During Operation l'Ommegang, Robertson subsequently led a unit of 17 Cuban exiles in the Congo Crisis. in an attempt to rescue an international group of missionaries being held hostage by rebel factions during the Simba Rebellion. Their original target included CIA agents in the Orientale Province, and especially around Stanleyville. But the Belgian Red Berets got to them first. During Operation Dragon Rouge (Operation Red Dragon) his team managed to rescue 24 of 25 stranded missionaries at the Kilometer 8 mission just north of Stanleyville during a heated gun battle to and from the Mission 8 complex.

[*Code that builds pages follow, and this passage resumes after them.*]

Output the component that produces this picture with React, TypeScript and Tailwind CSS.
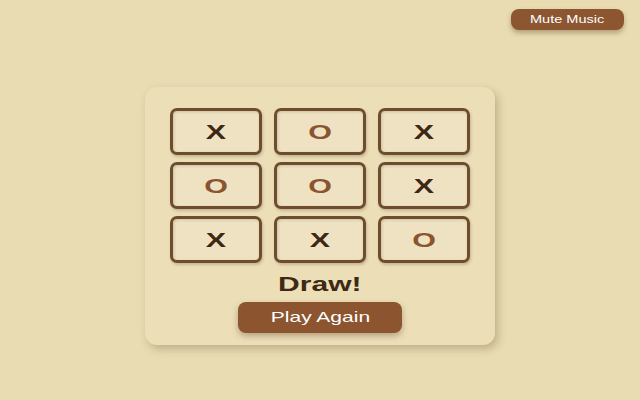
const board = ['X', 'O', 'X', 'O', 'O', 'X', 'X', 'X', 'O'];

export default function App() {
  return (
    <div className="w-[640px] h-[400px] bg-[#e9dbb2] flex flex-col font-['Liberation_Sans',Arial,sans-serif]">
      <div className="flex justify-end pt-[9px] pr-[16px]">
        <button className="w-[113px] h-[21px] rounded-[8px] bg-[#8c5630] text-white text-[11px] shadow-[0_3px_5px_rgba(80,50,20,0.35)]">
          <span className="inline-block scale-x-[1.32]">Mute Music</span>
        </button>
      </div>

      <div className="flex justify-center mt-[57px]">
        <div className="w-[350px] h-[258px] rounded-[12px] bg-[#ecdfb8] shadow-[3px_4px_8px_rgba(100,75,35,0.3)] flex flex-col items-center pt-[21px]">
          <div className="grid grid-cols-[92px_92px_92px] gap-x-[12px] gap-y-[7px]">
            {board.map((v, i) => (
              <div
                key={i}
                className="h-[47px] rounded-[7px] border-[3px] border-[#6e4c2e] bg-[#eee2c2] shadow-[inset_1px_1px_3px_rgba(90,60,30,0.2),1px_2px_3px_rgba(90,60,30,0.25)] flex items-center justify-center"
              >
                <span className={`inline-block scale-x-[1.45] text-[21px] font-bold ${v === 'X' ? 'text-[#3e2815]' : 'text-[#8a5431]'}`}>{v}</span>
              </div>
            ))}
          </div>
          <div className="mt-[6px] text-[20px] font-bold text-[#3d2914]">
            <span className="inline-block scale-x-[1.5]">Draw!</span>
          </div>
          <button className="mt-[3px] w-[164px] h-[31px] rounded-[8px] bg-[#8c5530] text-white text-[15px] shadow-[0_3px_6px_rgba(80,50,20,0.35)]">
            <span className="inline-block scale-x-[1.4]">Play Again</span>
          </button>
        </div>
      </div>
    </div>
  );
}
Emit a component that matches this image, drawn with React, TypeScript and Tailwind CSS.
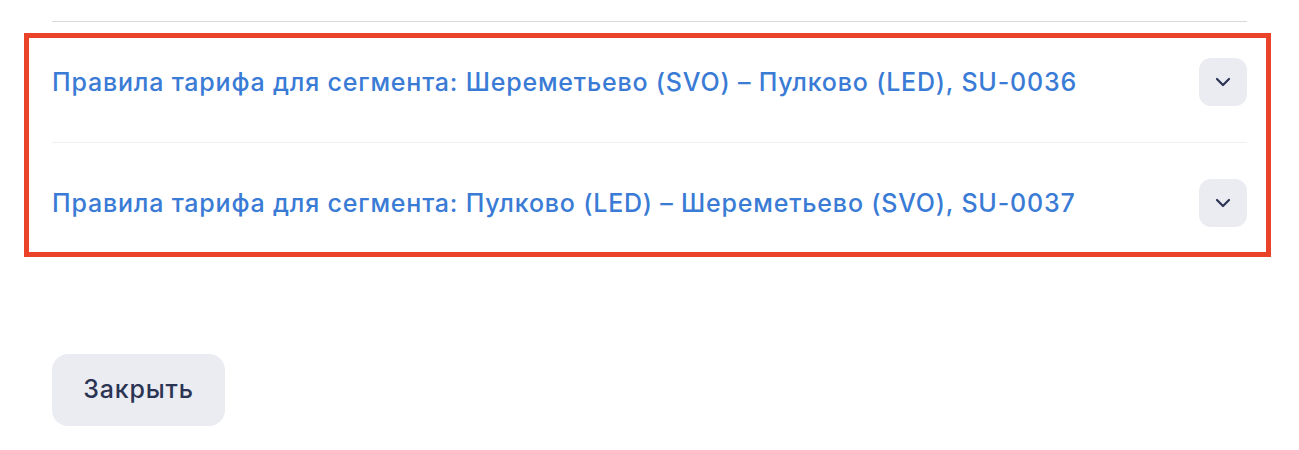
import React from 'react'

const segments = [
    'Правила тарифа для сегмента: Шереметьево (SVO) – Пулково (LED), SU-0036',
    'Правила тарифа для сегмента: Пулково (LED) – Шереметьево (SVO), SU-0037',
]

const Chevron = () => (
    <svg width="16" height="10" viewBox="0 0 16 10" fill="none">
        <path d="M2 2l6 6 6-6" stroke="#2b3453" strokeWidth="2.2" strokeLinecap="round" strokeLinejoin="round" />
    </svg>
)

const App = () => {
    return (
        <div className="relative w-[1299px] h-[450px] bg-white font-['Inter','Liberation_Sans',sans-serif]">
            <div className="px-[52px] pt-[21px]">
                <div className="border-t border-[#d9d9dc]">
                    {segments.map((title, i) => (
                        <div
                            key={title}
                            className={`flex items-center justify-between py-[36px] ${i > 0 ? 'border-t border-[#f0f0f2]' : ''}`}
                        >
                            <span className="text-[25px] font-medium text-[#3a7bd5] tracking-[0.8px] leading-none">{title}</span>
                            <button className="w-12 h-12 rounded-xl bg-[#ebecf2] flex items-center justify-center">
                                <Chevron />
                            </button>
                        </div>
                    ))}
                </div>
                <div className="mt-[91px]">
                    <button className="w-[173px] h-[72px] rounded-2xl bg-[#ebecf2] text-[25px] font-medium text-[#2b3453] tracking-[0.8px]">
                        Закрыть
                    </button>
                </div>
            </div>
            <div className="absolute left-[24px] top-[33px] w-[1247px] h-[224px] border-[5px] border-[#ea4329] pointer-events-none" />
        </div>
    )
}

export default App
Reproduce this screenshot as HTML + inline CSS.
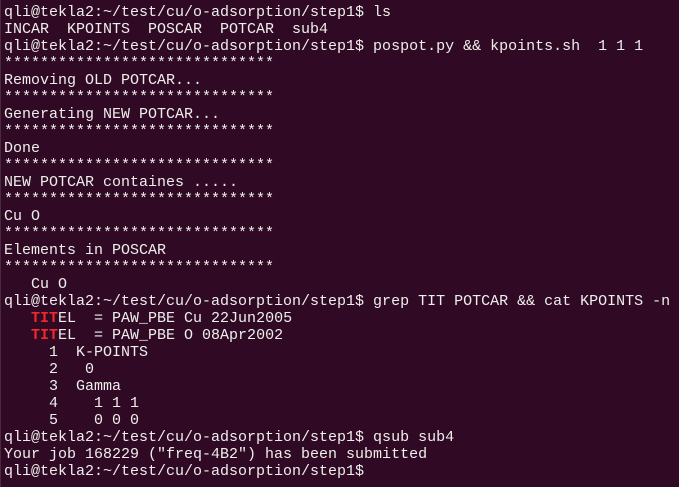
<!DOCTYPE html>
<html><head><meta charset="utf-8"><style>
html,body{margin:0;padding:0;background:#300a24;width:679px;height:467px;overflow:hidden}
.t{position:absolute;left:0;top:-13.5px;padding-left:3px;border-left:1px solid #4a2a40;font-family:"Liberation Mono",monospace;font-size:15px;line-height:17px;color:#eeeeec;white-space:pre;letter-spacing:0px;height:500px}
.r{color:#ef2929;font-weight:bold}
</style></head><body><div class="t">
qli@tekla2:~/test/cu/o-adsorption/step1$ ls
INCAR  KPOINTS  POSCAR  POTCAR  sub4
qli@tekla2:~/test/cu/o-adsorption/step1$ pospot.py &amp;&amp; kpoints.sh  1 1 1
******************************
Removing OLD POTCAR...
******************************
Generating NEW POTCAR...
******************************
Done
******************************
NEW POTCAR containes .....
******************************
Cu O
******************************
Elements in POSCAR
******************************
   Cu O
qli@tekla2:~/test/cu/o-adsorption/step1$ grep TIT POTCAR &amp;&amp; cat KPOINTS -n
   <span class="r">TIT</span>EL  = PAW_PBE Cu 22Jun2005
   <span class="r">TIT</span>EL  = PAW_PBE O 08Apr2002
     1  K-POINTS
     2   0
     3  Gamma
     4    1 1 1
     5    0 0 0
qli@tekla2:~/test/cu/o-adsorption/step1$ qsub sub4
Your job 168229 ("freq-4B2") has been submitted
qli@tekla2:~/test/cu/o-adsorption/step1$ 
</div></body></html>
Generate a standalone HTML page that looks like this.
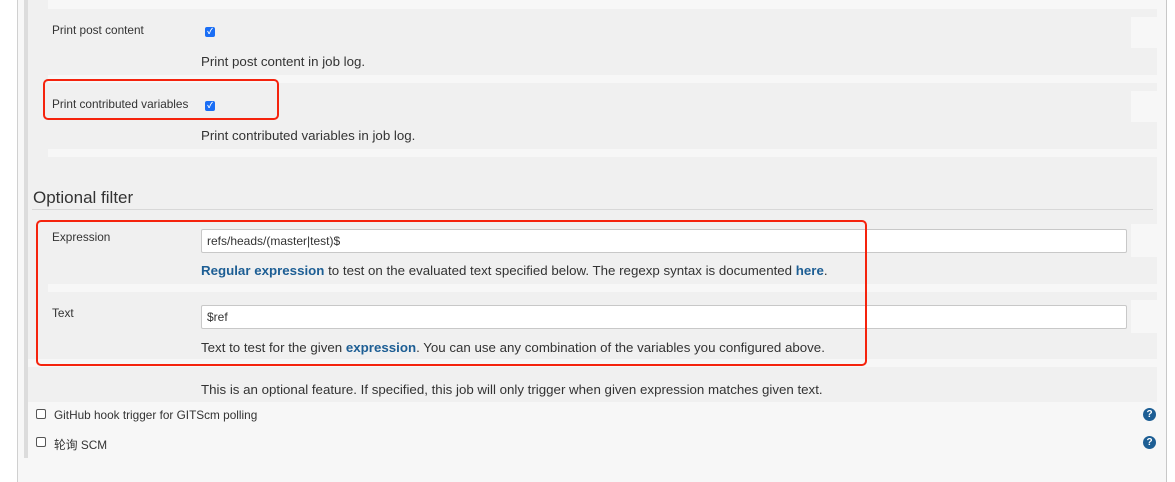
<!DOCTYPE html>
<html><head><meta charset="utf-8"><style>
*{margin:0;padding:0;box-sizing:border-box}
body{width:1175px;height:482px;background:#fff;position:relative;overflow:hidden;font-family:"Liberation Sans","Noto Sans CJK SC",sans-serif;color:#333}
.a{position:absolute;white-space:nowrap}
.lbl{font-size:11.8px;color:#333}
.desc{font-size:13.3px;color:#333}
.cb{width:10px;height:10px;background:#1a6ef5;border-radius:2px;color:#fff;font-size:8px;line-height:10px;text-align:center;font-weight:bold}
.ucb{width:10px;height:10px;border:1px solid #555;border-radius:2px;background:#fff}
.inp{background:#fff;border:1px solid #c8c8c8;border-radius:2px;font-size:12px;padding-left:5px;line-height:22px;height:24px}
a{color:#1d5e94;font-weight:bold;text-decoration:none}
.red{border:2.5px solid #f5230d;border-radius:5px}
.q{width:13px;height:13px;border-radius:50%;background:#1d5e94;color:#fff;font-size:10px;font-weight:bold;text-align:center;line-height:13px}
</style></head><body>
<div class="a" style="left:17px;top:0;width:1150px;height:482px;background:#f7f7f7;border-left:1px solid #d0d0d0;border-right:1px solid #c8c8c8"></div>
<div class="a" style="left:24px;top:0;width:4px;height:458px;background:#dcdcdc"></div>
<div class="a" style="left:28px;top:0;width:1129px;height:402px;background:#f0f0f0"></div>
<div class="a" style="left:48px;top:0;width:1109px;height:9px;background:#f7f7f7"></div>
<div class="a" style="left:48px;top:75px;width:1109px;height:8px;background:#f7f7f7"></div>
<div class="a" style="left:48px;top:149px;width:1109px;height:8px;background:#f7f7f7"></div>
<div class="a" style="left:48px;top:284px;width:1109px;height:8px;background:#f7f7f7"></div>
<div class="a" style="left:28px;top:359px;width:1129px;height:8px;background:#f7f7f7"></div>
<div class="a" style="left:1131px;top:17px;width:26px;height:31px;background:#f7f7f7"></div>
<div class="a" style="left:1131px;top:91px;width:26px;height:31px;background:#f7f7f7"></div>
<div class="a" style="left:1131px;top:224px;width:26px;height:33px;background:#f7f7f7"></div>
<div class="a" style="left:1131px;top:300px;width:26px;height:33px;background:#f7f7f7"></div>

<div class="a lbl" style="left:52px;top:23px">Print post content</div>
<div class="a cb" style="left:205px;top:27px">✓</div>
<div class="a desc" style="left:201px;top:54px">Print post content in job log.</div>

<div class="a lbl" style="left:52px;top:97px">Print contributed variables</div>
<div class="a cb" style="left:205px;top:101px">✓</div>
<div class="a desc" style="left:201px;top:128px">Print contributed variables in job log.</div>
<div class="a red" style="left:43px;top:79px;width:236px;height:41px"></div>

<div class="a" style="left:33px;top:188px;font-size:17px;color:#333">Optional filter</div>
<div class="a" style="left:32px;top:209px;width:1121px;height:1px;background:#d8d8d8"></div>

<div class="a lbl" style="left:52px;top:230px">Expression</div>
<div class="a inp" style="left:201px;top:229px;width:926px">refs/heads/(master|test)$</div>
<div class="a desc" style="left:201px;top:263px"><a>Regular expression</a> to test on the evaluated text specified below. The regexp syntax is documented <a>here</a>.</div>

<div class="a lbl" style="left:52px;top:306px">Text</div>
<div class="a inp" style="left:201px;top:305px;width:926px">$ref</div>
<div class="a desc" style="left:201px;top:340px">Text to test for the given <a>expression</a>. You can use any combination of the variables you configured above.</div>
<div class="a red" style="left:36px;top:220px;width:831px;height:146px"></div>

<div class="a desc" style="left:201px;top:382px">This is an optional feature. If specified, this job will only trigger when given expression matches given text.</div>

<div class="a ucb" style="left:36px;top:409px"></div>
<div class="a lbl" style="left:54px;top:408px">GitHub hook trigger for GITScm polling</div>
<div class="a ucb" style="left:36px;top:437px"></div>
<div class="a lbl" style="left:54px;top:436px">轮询 SCM</div>
<div class="a q" style="left:1143px;top:408px">?</div>
<div class="a q" style="left:1143px;top:436px">?</div>
</body></html>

Robertson left Laos in November 1970 on an emergency evacuation due to the effects of Malaria.

=== Death ===
He died in Dallas, Texas, on December 1, 1970. Death was due to the effects of malaria. Originally buried at Culpeper National Cemetery, Robertson was interred at Arlington National Cemetery on June 14, 1977. He was married to Sara James West (1925–2019) and they had a son together.